Chinese steel: hopes for the better

Energodigest | 6 July 2023
China’s metals sector remains on tenterhooks. According to the CISA, almost half of major mills were loss-making in the first five months of the year, while the country’s leading steelmakers warn that the industry faces a challenging second half of the year amid insufficient end-user consumption and ongoing thin margins.[1]

Equally alarming is the data from the National Bureau of Statistics of China, showing that the country’s steel output declined 7.3% from the month earlier to 90.1 million tonnes in May 2023 (see Fig. 1) and rose only 1.6% YoY to 444.6 million tonnes in the first five months of the year. The June figures don’t look any better, with the daily crude steel output being around 2% below that in the same period of 2022, S&P Global data suggests.[2]
However, China is not facing the worst scenario, with its steel sector’s PMI in June being only a smidgen away from the 50-point threshold (49.9), up 14.7 p.p. from May’s reading, supported largely by the rising number of new domestic orders,[3] though demand remains sluggish.

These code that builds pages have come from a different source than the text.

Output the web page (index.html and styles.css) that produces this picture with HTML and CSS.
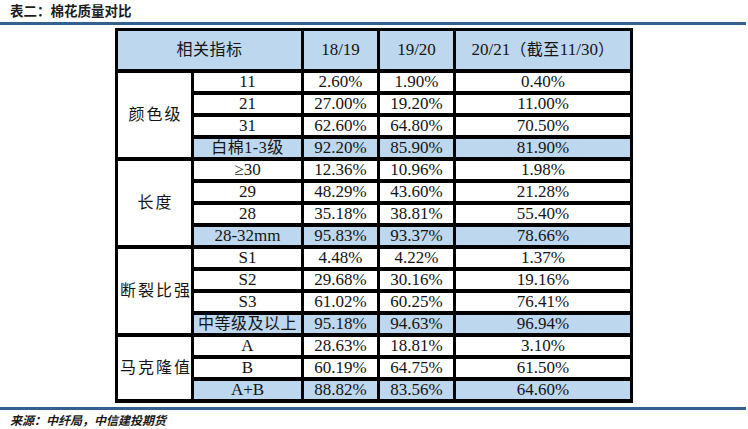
FILE: index.html
```html
<!DOCTYPE html>
<html lang="zh-CN">
<head>
<meta charset="utf-8">
<title>表二：棉花质量对比</title>
<link rel="stylesheet" href="styles.css">
</head>
<body>
<div class="page">
  <h1 class="title">表二：棉花质量对比</h1>
  <div class="rule"></div>
  <div class="table-wrap">
    <table class="quality">
      <colgroup>
        <col class="c1"><col class="c2"><col class="c3"><col class="c4"><col class="c5">
      </colgroup>
      <thead>
        <tr>
          <th colspan="2" class="label">相关指标</th>
          <th>18/19</th>
          <th>19/20</th>
          <th>20/21<span class="cjk">（截至</span>11/30<span class="cjk">）</span></th>
        </tr>
      </thead>
      <tbody>
        <tr><td rowspan="4" class="group">颜色级</td><td>11</td><td>2.60%</td><td>1.90%</td><td>0.40%</td></tr>
        <tr><td>21</td><td>27.00%</td><td>19.20%</td><td>11.00%</td></tr>
        <tr><td>31</td><td>62.60%</td><td>64.80%</td><td>70.50%</td></tr>
        <tr class="sum"><td class="label">白棉1-3级</td><td>92.20%</td><td>85.90%</td><td>81.90%</td></tr>

        <tr><td rowspan="4" class="group">长度</td><td>≥30</td><td>12.36%</td><td>10.96%</td><td>1.98%</td></tr>
        <tr><td>29</td><td>48.29%</td><td>43.60%</td><td>21.28%</td></tr>
        <tr><td>28</td><td>35.18%</td><td>38.81%</td><td>55.40%</td></tr>
        <tr class="sum"><td>28-32mm</td><td>95.83%</td><td>93.37%</td><td>78.66%</td></tr>

        <tr><td rowspan="4" class="group">断裂比强</td><td>S1</td><td>4.48%</td><td>4.22%</td><td>1.37%</td></tr>
        <tr><td>S2</td><td>29.68%</td><td>30.16%</td><td>19.16%</td></tr>
        <tr><td>S3</td><td>61.02%</td><td>60.25%</td><td>76.41%</td></tr>
        <tr class="sum"><td class="label">中等级及以上</td><td>95.18%</td><td>94.63%</td><td>96.94%</td></tr>

        <tr><td rowspan="3" class="group">马克隆值</td><td>A</td><td>28.63%</td><td>18.81%</td><td>3.10%</td></tr>
        <tr><td>B</td><td>60.19%</td><td>64.75%</td><td>61.50%</td></tr>
        <tr class="sum"><td>A+B</td><td>88.82%</td><td>83.56%</td><td>64.60%</td></tr>
      </tbody>
    </table>
  </div>
  <div class="rule rule-bottom"></div>
  <p class="source">来源：中纤局，中信建投期货</p>
</div>
</body>
</html>
```

FILE: styles.css
```css
html, body {
  margin: 0;
  padding: 0;
  background: #ffffff;
}

.page {
  width: 748px;
  height: 429px;
  overflow: hidden;
}

.title {
  margin: 0;
  padding-left: 10px;
  height: 22px;
  line-height: 21px;
  font-family: "Noto Sans CJK SC", sans-serif;
  font-size: 13.5px;
  font-weight: 700;
  color: #1c1c1c;
}

.rule {
  width: 746px;
  height: 3px;
  background: #34608f;
}

.table-wrap {
  padding: 3px 0 0 115px;
}

.quality {
  border-collapse: separate;
  border-spacing: 0;
  border-left: 3px solid #000;
  border-top: 3px solid #000;
  table-layout: fixed;
  width: 518px;
  font-family: "Liberation Serif", "Noto Sans CJK SC", serif;
  font-size: 17px;
  color: #141414;
}

.c1 { width: 76px; }
.c2 { width: 110px; }
.c3 { width: 76px; }
.c4 { width: 76px; }
.c5 { width: 177px; }

.quality th,
.quality td {
  padding: 0;
  border-right: 3px solid #000;
  border-bottom: 4px solid #000;
  text-align: center;
  vertical-align: middle;
  white-space: nowrap;
  line-height: 18px;
}

.quality th {
  height: 38px;
  background: #bdd7ee;
  font-weight: 400;
}

.quality tbody tr {
  height: 21.87px;
}

.quality tr.sum td {
  background: #bdd7ee;
}

.quality td.group {
  background: #ffffff;
  font-size: 16px;
  letter-spacing: 2px;
  padding-left: 2px;
}

.label,
.cjk {
  font-size: 16px;
  letter-spacing: 0.5px;
}

.rule-bottom {
  margin-top: 4px;
}

.source {
  margin: 0;
  padding-left: 10px;
  line-height: 20px;
  font-family: "Noto Sans CJK SC", sans-serif;
  font-size: 12px;
  font-style: italic;
  font-weight: 700;
  color: #1c1c1c;
}
```
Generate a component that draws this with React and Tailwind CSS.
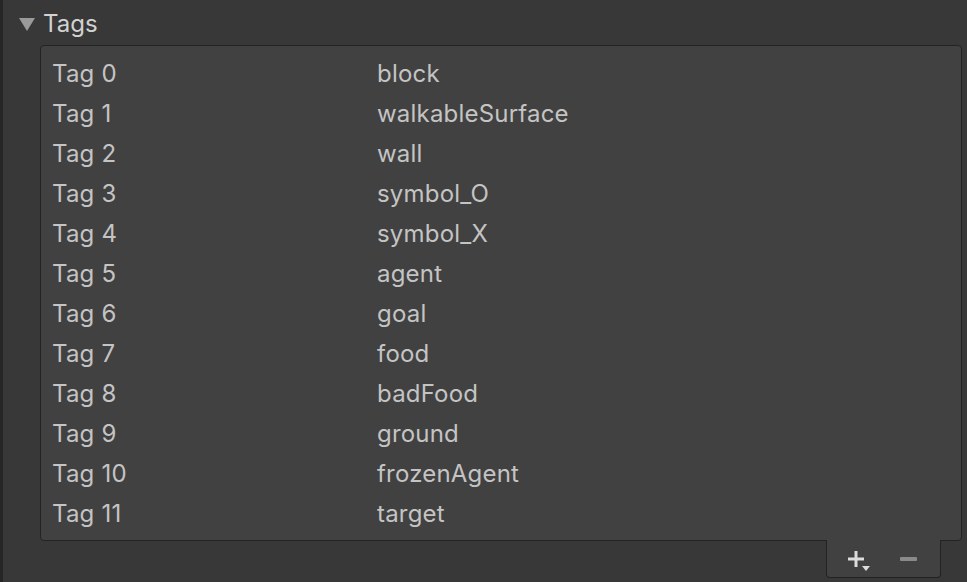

The negative factors are partly alleviated by buoyant growth in steel exports, which rose 41% in the first five months compared with a year earlier,[4] benefiting from a weaker yuan (see Fig. 2) and stronger demand from Southeastern Asia, the Middle East and Africa, with high energy costs there making their own steel production less competitive with China’s prices. If the current momentum continues, exports for 2023 could reach 77 million tonnes, a marked rise from the 67 million tonnes shipped last year.

The Chinese authorities may also give a boost to the country’s metals sector. The Premier’s recent statement that the government will launch more practical and effective measures to promote domestic demand and market vitality[5] is yet another reason for optimism. And market players are now awaiting the announcement of specific actions to shore up the industry.